- **Directive**: Gather all lines with the word "uses" in them.

(Records from a data source)
★ ★ ★

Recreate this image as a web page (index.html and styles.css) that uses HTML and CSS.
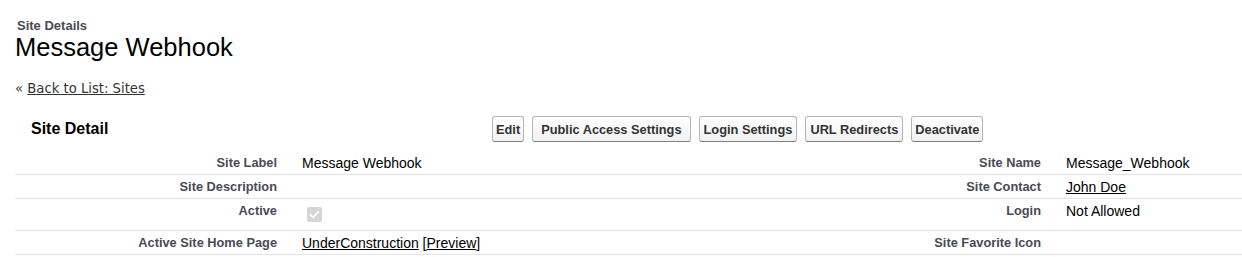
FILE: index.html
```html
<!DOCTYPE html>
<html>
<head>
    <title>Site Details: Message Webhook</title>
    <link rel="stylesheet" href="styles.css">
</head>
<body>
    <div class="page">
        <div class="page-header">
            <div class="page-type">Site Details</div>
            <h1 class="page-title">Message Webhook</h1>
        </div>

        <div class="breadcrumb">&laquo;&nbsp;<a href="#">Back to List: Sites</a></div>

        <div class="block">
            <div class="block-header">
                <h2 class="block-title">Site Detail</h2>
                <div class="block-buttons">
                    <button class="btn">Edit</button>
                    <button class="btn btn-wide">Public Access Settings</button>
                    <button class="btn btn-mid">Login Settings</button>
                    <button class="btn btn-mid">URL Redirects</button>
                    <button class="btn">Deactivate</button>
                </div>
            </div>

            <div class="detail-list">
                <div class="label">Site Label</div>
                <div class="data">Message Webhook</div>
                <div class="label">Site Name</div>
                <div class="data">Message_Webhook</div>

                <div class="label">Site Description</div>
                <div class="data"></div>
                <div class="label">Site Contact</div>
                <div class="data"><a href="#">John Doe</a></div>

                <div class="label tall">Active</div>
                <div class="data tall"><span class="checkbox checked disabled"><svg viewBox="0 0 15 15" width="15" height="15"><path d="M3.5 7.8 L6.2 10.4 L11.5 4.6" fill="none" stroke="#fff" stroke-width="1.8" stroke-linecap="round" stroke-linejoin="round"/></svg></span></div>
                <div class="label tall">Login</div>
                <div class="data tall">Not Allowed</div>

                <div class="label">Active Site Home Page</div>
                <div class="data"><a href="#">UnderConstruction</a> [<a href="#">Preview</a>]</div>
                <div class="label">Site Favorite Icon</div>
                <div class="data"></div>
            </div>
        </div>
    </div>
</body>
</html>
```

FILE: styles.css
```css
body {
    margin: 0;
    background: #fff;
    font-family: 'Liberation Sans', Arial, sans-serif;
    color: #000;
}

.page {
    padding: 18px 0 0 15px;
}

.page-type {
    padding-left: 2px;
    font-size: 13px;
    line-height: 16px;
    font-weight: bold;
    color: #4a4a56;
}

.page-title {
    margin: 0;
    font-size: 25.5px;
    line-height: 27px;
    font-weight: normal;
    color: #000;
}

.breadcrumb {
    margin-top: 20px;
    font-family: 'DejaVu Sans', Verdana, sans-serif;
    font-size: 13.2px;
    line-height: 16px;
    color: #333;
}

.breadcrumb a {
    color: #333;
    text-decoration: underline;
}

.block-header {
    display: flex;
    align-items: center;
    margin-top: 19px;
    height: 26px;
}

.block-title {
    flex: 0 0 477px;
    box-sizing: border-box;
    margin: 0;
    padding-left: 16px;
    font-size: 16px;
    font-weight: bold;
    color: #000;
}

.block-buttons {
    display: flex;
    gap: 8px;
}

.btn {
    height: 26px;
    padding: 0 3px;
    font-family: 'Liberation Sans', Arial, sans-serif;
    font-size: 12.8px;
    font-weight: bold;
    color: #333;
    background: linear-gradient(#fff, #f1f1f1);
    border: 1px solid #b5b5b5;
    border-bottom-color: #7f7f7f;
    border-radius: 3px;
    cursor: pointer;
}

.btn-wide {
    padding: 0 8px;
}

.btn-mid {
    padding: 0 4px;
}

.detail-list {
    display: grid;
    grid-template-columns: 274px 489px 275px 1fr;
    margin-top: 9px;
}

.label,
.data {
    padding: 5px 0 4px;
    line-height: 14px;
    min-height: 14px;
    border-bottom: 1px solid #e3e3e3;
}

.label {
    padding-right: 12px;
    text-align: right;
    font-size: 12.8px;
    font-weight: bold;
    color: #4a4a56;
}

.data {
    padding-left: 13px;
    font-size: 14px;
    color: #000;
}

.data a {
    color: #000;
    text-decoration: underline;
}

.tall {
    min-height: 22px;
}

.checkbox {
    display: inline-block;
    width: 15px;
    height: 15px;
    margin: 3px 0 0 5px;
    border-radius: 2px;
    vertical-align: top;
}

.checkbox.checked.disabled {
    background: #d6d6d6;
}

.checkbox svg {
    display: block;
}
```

★ ★ ★

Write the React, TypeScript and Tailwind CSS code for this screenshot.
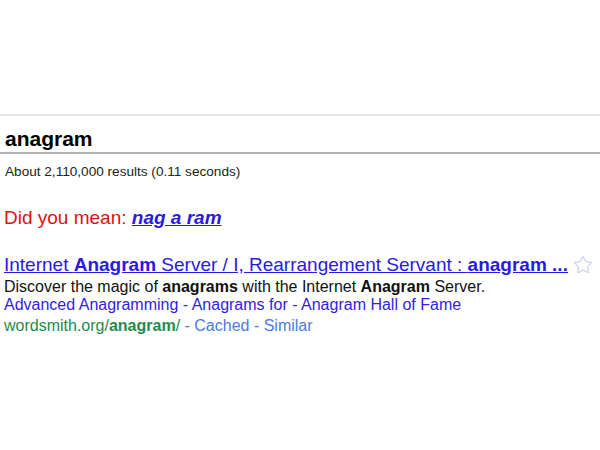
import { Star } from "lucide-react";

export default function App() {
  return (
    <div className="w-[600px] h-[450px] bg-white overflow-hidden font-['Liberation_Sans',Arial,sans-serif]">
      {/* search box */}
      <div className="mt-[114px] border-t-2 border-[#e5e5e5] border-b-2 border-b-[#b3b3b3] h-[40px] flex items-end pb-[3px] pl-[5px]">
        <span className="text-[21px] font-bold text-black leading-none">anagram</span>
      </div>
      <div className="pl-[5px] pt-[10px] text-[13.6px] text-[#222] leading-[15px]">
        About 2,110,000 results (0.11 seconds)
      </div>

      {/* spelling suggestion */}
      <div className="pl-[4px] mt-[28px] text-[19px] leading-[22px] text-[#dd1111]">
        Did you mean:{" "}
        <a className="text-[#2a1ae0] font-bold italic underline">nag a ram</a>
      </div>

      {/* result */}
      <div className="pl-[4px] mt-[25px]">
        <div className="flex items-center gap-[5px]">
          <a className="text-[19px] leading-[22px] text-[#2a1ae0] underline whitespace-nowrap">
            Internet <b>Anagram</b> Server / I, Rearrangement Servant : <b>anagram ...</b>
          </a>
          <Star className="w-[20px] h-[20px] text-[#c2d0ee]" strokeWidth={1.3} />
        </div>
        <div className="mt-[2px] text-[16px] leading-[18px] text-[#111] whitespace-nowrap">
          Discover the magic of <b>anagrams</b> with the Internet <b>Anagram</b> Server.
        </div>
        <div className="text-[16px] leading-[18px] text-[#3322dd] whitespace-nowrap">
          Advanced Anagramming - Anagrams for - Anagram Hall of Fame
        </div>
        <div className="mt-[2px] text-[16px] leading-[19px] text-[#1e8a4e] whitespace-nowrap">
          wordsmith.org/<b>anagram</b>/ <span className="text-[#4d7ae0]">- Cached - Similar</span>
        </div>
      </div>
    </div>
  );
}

★ ★ ★

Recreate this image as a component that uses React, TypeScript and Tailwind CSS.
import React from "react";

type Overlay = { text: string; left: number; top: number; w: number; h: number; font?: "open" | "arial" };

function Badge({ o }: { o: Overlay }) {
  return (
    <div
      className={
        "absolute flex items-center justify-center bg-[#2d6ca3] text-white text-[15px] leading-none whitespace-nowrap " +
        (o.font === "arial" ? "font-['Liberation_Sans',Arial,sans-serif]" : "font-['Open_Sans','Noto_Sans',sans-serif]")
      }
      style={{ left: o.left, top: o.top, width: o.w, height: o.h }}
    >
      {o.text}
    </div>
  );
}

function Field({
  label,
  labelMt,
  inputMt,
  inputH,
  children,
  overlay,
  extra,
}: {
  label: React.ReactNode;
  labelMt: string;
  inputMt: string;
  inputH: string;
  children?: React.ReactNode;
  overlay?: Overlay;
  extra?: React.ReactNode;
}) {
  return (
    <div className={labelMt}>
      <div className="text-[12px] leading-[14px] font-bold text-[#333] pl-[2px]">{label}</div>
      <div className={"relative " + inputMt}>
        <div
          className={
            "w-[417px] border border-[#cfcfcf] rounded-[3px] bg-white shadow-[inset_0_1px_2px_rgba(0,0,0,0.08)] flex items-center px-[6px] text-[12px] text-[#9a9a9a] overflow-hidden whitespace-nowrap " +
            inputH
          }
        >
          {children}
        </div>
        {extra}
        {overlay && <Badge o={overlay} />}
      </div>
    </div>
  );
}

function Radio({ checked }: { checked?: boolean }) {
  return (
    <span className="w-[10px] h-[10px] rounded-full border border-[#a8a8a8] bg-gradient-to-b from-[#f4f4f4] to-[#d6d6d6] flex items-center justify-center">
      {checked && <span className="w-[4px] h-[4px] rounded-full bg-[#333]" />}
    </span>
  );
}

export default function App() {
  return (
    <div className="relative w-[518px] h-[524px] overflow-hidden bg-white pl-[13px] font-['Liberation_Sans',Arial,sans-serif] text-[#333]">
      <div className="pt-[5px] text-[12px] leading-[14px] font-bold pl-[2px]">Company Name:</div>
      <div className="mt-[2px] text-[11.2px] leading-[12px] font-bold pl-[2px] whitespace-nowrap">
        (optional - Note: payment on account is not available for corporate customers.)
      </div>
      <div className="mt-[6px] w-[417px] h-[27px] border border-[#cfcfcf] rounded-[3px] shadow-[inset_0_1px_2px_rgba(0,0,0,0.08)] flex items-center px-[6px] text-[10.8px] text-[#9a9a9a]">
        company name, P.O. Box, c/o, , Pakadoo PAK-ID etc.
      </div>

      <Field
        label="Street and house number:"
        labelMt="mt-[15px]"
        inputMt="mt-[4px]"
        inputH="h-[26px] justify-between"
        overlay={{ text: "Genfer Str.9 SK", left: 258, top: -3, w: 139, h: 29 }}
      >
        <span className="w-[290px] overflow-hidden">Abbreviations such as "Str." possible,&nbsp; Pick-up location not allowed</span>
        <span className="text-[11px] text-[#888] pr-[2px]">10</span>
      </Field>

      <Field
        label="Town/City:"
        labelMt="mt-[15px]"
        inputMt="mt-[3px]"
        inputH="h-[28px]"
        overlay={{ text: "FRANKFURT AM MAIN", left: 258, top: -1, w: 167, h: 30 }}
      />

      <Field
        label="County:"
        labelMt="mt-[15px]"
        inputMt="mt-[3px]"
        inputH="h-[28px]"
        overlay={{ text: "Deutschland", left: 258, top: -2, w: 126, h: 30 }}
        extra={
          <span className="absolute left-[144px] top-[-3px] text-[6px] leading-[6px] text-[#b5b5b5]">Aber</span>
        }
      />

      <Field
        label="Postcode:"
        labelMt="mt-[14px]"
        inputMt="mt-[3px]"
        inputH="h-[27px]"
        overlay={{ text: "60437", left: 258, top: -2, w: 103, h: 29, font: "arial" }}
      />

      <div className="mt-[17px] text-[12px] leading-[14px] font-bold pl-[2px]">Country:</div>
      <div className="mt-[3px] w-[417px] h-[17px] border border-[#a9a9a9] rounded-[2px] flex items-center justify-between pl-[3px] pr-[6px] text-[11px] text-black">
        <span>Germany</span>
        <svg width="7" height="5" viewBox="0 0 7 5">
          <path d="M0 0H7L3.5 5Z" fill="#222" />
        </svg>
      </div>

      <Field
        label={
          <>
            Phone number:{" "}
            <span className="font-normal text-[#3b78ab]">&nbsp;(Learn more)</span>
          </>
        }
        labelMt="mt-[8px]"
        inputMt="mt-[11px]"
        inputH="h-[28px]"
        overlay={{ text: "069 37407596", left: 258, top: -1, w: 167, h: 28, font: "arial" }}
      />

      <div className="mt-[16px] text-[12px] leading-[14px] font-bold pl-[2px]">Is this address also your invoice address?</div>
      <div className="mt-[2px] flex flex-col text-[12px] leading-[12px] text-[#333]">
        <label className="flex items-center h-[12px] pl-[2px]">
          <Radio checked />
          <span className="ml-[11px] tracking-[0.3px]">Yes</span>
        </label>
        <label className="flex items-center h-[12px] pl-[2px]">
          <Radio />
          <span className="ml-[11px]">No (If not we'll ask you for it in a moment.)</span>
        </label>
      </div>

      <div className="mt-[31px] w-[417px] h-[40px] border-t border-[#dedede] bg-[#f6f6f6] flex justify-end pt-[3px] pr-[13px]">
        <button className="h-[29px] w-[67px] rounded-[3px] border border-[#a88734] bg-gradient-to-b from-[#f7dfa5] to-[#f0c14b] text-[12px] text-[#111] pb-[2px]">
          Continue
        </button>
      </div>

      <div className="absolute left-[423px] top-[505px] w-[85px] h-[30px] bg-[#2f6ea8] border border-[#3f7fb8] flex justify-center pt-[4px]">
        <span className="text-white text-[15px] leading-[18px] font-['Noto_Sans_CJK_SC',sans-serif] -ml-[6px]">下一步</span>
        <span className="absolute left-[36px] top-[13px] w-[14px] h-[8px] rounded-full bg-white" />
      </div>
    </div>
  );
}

★ ★ ★

- **Expected output**:
Recreate this image as a web page (index.html and styles.css) that uses HTML and CSS.
Recreate this image as a component that uses React, TypeScript and Tailwind CSS.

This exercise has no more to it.